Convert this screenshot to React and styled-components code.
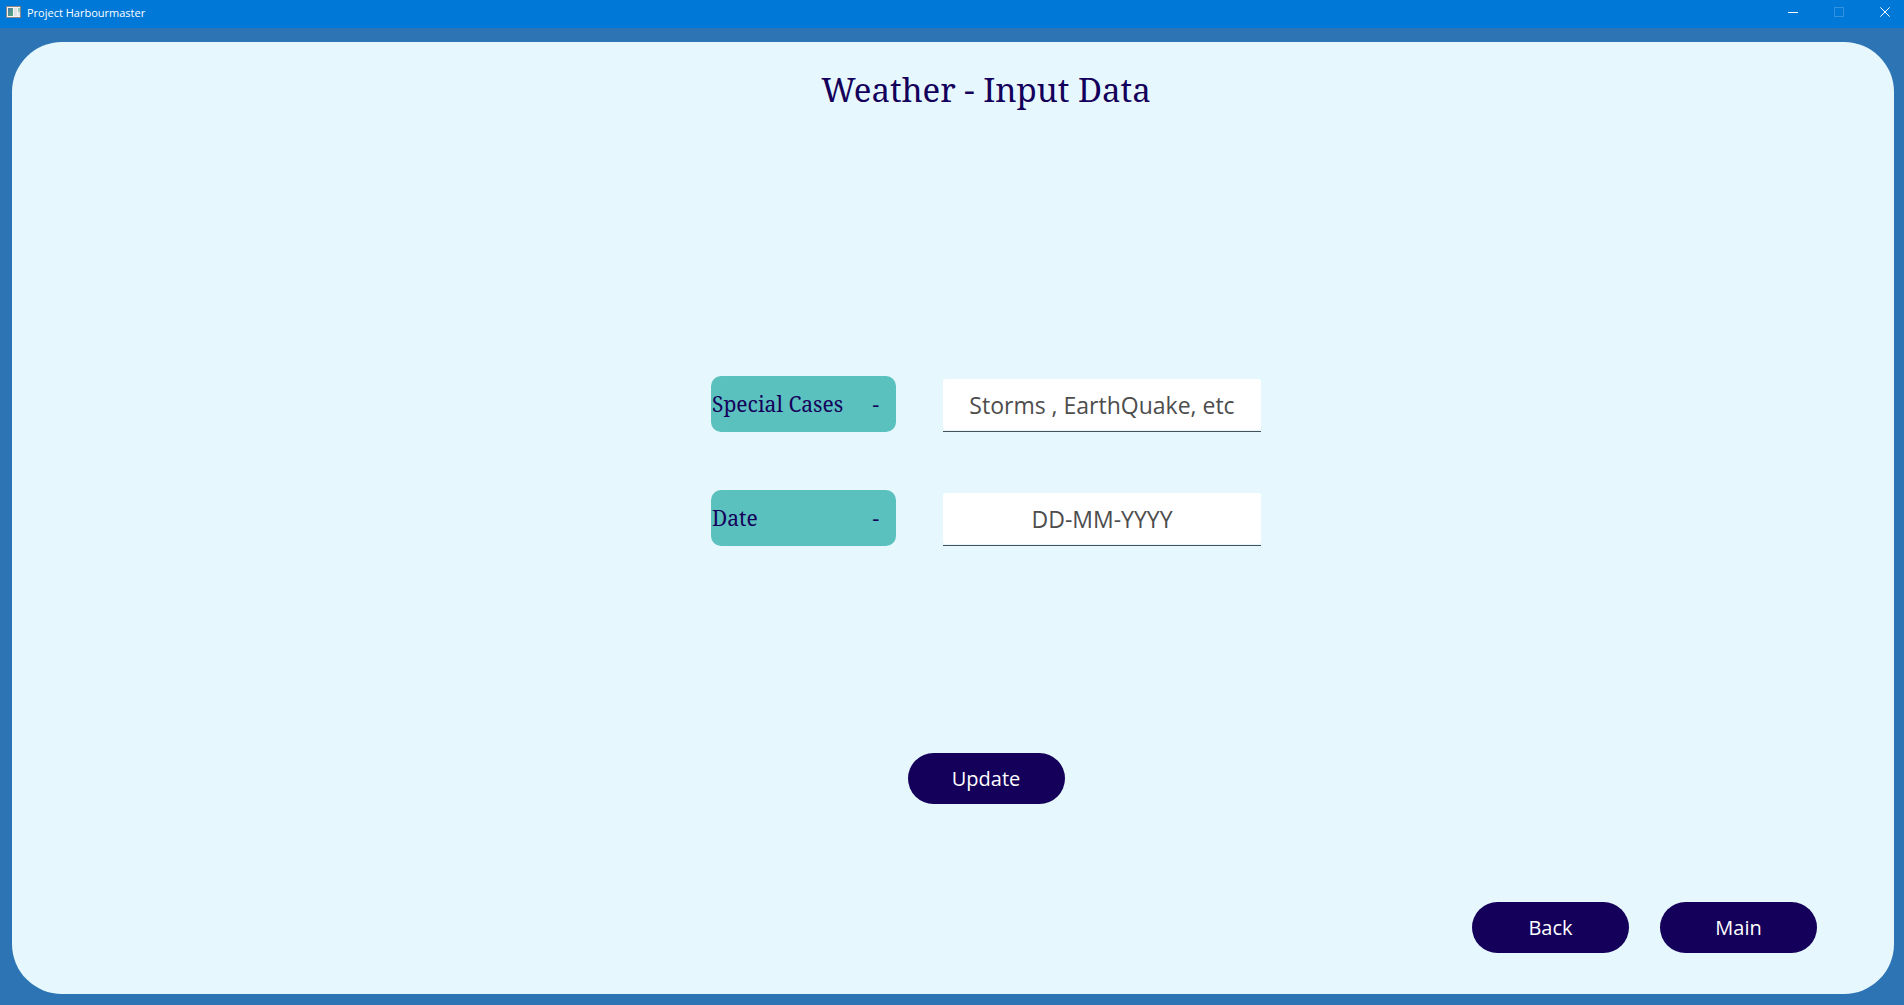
import React from "react";
import styled, { createGlobalStyle } from "styled-components";

const sans = '"Open Sans", "Noto Sans", sans-serif';
const serif = '"Noto Serif", "Liberation Serif", serif';

const GlobalStyle = createGlobalStyle`
  *, *::before, *::after { box-sizing: border-box; }
  body { margin: 0; background: #2d74b5; font-family: ${sans}; }
`;

const Window = styled.div`
  display: flex;
  flex-direction: column;
  min-height: 100vh;
`;

const TitleBar = styled.header`
  display: flex;
  align-items: center;
  justify-content: space-between;
  height: 28px;
  padding: 0 4px 4px 6px;
  background: #0078d7;
  color: #fff;
`;

const AppName = styled.div`
  display: flex;
  align-items: center;
  gap: 6px;
`;

const AppTitle = styled.span`
  padding-top: 2px;
  font-size: 11px;
  line-height: 16px;
`;

const WindowControls = styled.div`
  display: flex;
  gap: 16px;
`;

const ControlButton = styled.button`
  display: flex;
  align-items: center;
  justify-content: center;
  width: 30px;
  height: 24px;
  padding: 0;
  border: 0;
  background: transparent;
  color: ${({ disabled }) => (disabled ? "#3391df" : "#fff")};
`;

const Body = styled.div`
  display: flex;
  flex: 1;
  padding: 14px 10px 11px 12px;
`;

const Panel = styled.main`
  display: flex;
  flex: 1;
  flex-direction: column;
  border-radius: 50px;
  background: #e6f8fd;
`;

const Content = styled.form`
  display: flex;
  flex-direction: column;
  align-items: center;
  padding: 24px 0 0 66px;
`;

const Heading = styled.h1`
  margin: 0;
  color: #14005a;
  font: 400 33px/48px ${serif};
`;

const Fields = styled.div`
  display: flex;
  flex-direction: column;
  gap: 58px;
  margin: 262px 0 207px;
`;

const Field = styled.div`
  display: flex;
  align-items: flex-end;
  gap: 47px;
`;

const FieldLabel = styled.label`
  display: flex;
  align-items: center;
  justify-content: space-between;
  width: 185px;
  height: 56px;
  padding: 0 17px 0 1px;
  border-radius: 10px;
  background: #5ac1be;
  color: #14005a;
  font: 400 21px/32px ${serif};
`;

const InputLine = styled.div`
  width: 318px;
  padding-bottom: 1px;
  border-bottom: 1px solid #465257;
`;

const TextInput = styled.input`
  display: block;
  width: 100%;
  height: 51px;
  padding: 0;
  border: 0;
  border-radius: 3px;
  outline: 0;
  background: #fff;
  color: #4d4d4d;
  font: 400 23px/32px ${sans};
  text-align: center;

  &::placeholder {
    color: #4d4d4d;
    opacity: 1;
  }
`;

const PillButton = styled.button`
  width: 157px;
  height: 51px;
  padding: 0;
  border: 0;
  border-radius: 26px;
  background: #14005a;
  color: #fff;
  font: 400 20px/28px ${sans};
`;

const Navigation = styled.nav`
  display: flex;
  justify-content: flex-end;
  gap: 31px;
  margin-top: auto;
  padding: 0 77px 41px;
`;

const AppIcon = () => (
  <svg width="15" height="12" viewBox="0 0 15 12" aria-hidden="true">
    <defs>
      <linearGradient id="screen" x1="0" y1="0" x2="1" y2="1">
        <stop offset="0" stopColor="#4a78a8" />
        <stop offset="1" stopColor="#55ad78" />
      </linearGradient>
    </defs>
    <rect width="15" height="12" fill="#8c8583" />
    <rect x="1" y="1" width="13" height="10" fill="#f4f4f4" />
    <rect x="2" y="2" width="5" height="8" fill="url(#screen)" />
    <rect x="8" y="2" width="3" height="8" fill="#dfe3e6" />
    <rect x="12" y="2" width="2" height="4" fill="#9ccdb8" />
    <rect x="12" y="6" width="2" height="4" fill="#e4e7e9" />
  </svg>
);

const glyphs = {
  minimize: <path d="M0 5.5H10" />,
  maximize: <rect x="0.5" y="0.5" width="9" height="9" />,
  close: <path d="M0.3 0.3L9.7 9.7M9.7 0.3L0.3 9.7" />,
};

const ControlGlyph = ({ name }) => (
  <svg width="10" height="10" viewBox="0 0 10 10" fill="none" stroke="currentColor" strokeWidth="1" aria-hidden="true">
    {glyphs[name]}
  </svg>
);

const fields = [
  { id: "special-cases", label: "Special Cases", placeholder: "Storms , EarthQuake, etc" },
  { id: "date", label: "Date", placeholder: "DD-MM-YYYY" },
];

export default function App() {
  return (
    <Window>
      <GlobalStyle />
      <TitleBar>
        <AppName>
          <AppIcon />
          <AppTitle>Project Harbourmaster</AppTitle>
        </AppName>
        <WindowControls>
          <ControlButton type="button" aria-label="Minimize">
            <ControlGlyph name="minimize" />
          </ControlButton>
          <ControlButton type="button" aria-label="Maximize" disabled>
            <ControlGlyph name="maximize" />
          </ControlButton>
          <ControlButton type="button" aria-label="Close">
            <ControlGlyph name="close" />
          </ControlButton>
        </WindowControls>
      </TitleBar>
      <Body>
        <Panel>
          <Content onSubmit={(event) => event.preventDefault()}>
            <Heading>Weather - Input Data</Heading>
            <Fields>
              {fields.map(({ id, label, placeholder }) => (
                <Field key={id}>
                  <FieldLabel htmlFor={id}>
                    <span>{label}</span>
                    <span>-</span>
                  </FieldLabel>
                  <InputLine>
                    <TextInput id={id} type="text" placeholder={placeholder} />
                  </InputLine>
                </Field>
              ))}
            </Fields>
            <PillButton type="submit">Update</PillButton>
          </Content>
          <Navigation>
            <PillButton type="button">Back</PillButton>
            <PillButton type="button">Main</PillButton>
          </Navigation>
        </Panel>
      </Body>
    </Window>
  );
}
---
| Your objective |
Take each line of the material that contains the word "components" and list it.

| Correct answer |
Convert this screenshot to React and styled-components code.
import styled, { createGlobalStyle } from "styled-components";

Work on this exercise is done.